Maenads were also known as Thyiads, Bacchae and Bacchantes. As Nymphs (personifications of nature), they were often depicted as beautiful women. Within the mythology, the first Maenads were Nymphs which would take care of Dionysus and nurse him as he came of age. However, the Maenads are also depicted sometimes as women that resist the powers of Dionysus and are driven mad by him, which leads to them leaving their homes to live in the wilderness. Also, the Maenads were believed to have the power to charm snakes and give milk to wolf cubs as if they were infants; while fire could not burn them and weapons could not wound them.
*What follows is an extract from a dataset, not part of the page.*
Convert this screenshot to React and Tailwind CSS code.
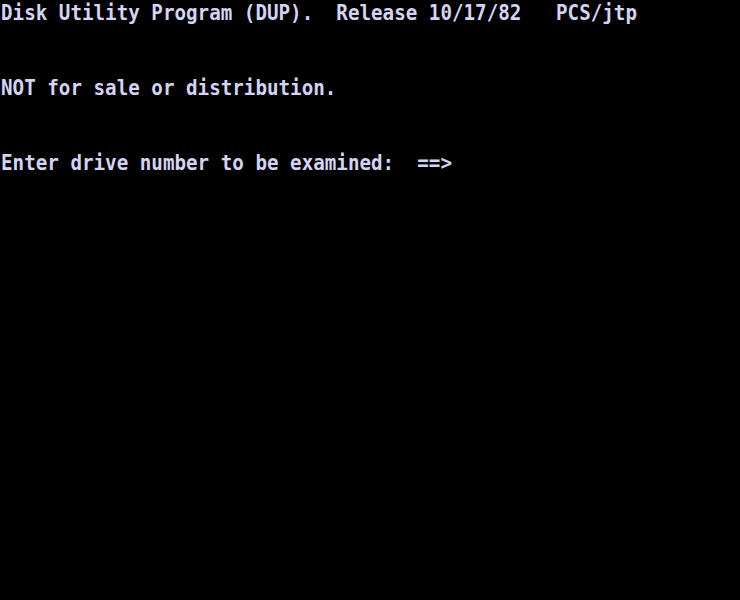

In ancient Greek ritual religious practice, Maenads was also the name given to female followers, cult members, or nurses of Dionysus. The word Maenads literally means "raving ones" because the Maenads were known for dancing erotically and ravenously in a wine-induced intoxication! The purpose of these rituals for the Maenads was to have a religious experience, obtain the state of a trance, and get closer to divinity.

In this improvisation, I attempt to evoke such wild orgiastic frenzy, by demonstrating the fascinating percussive possibilities of the recreated chelys form lyre, by using my heavy carved wood plectrum as a baton on the goat skin soundboard & the edge of the lyre, to literally create a built-in drum kit!

The intoxicated, drunken feel I also attempt to convey in this spontaneous improvisation, is hopefully conjured up here, by the use of the Archytas Enharmonic Genus, which features its distinctively fuzzy and unsettling quartertones.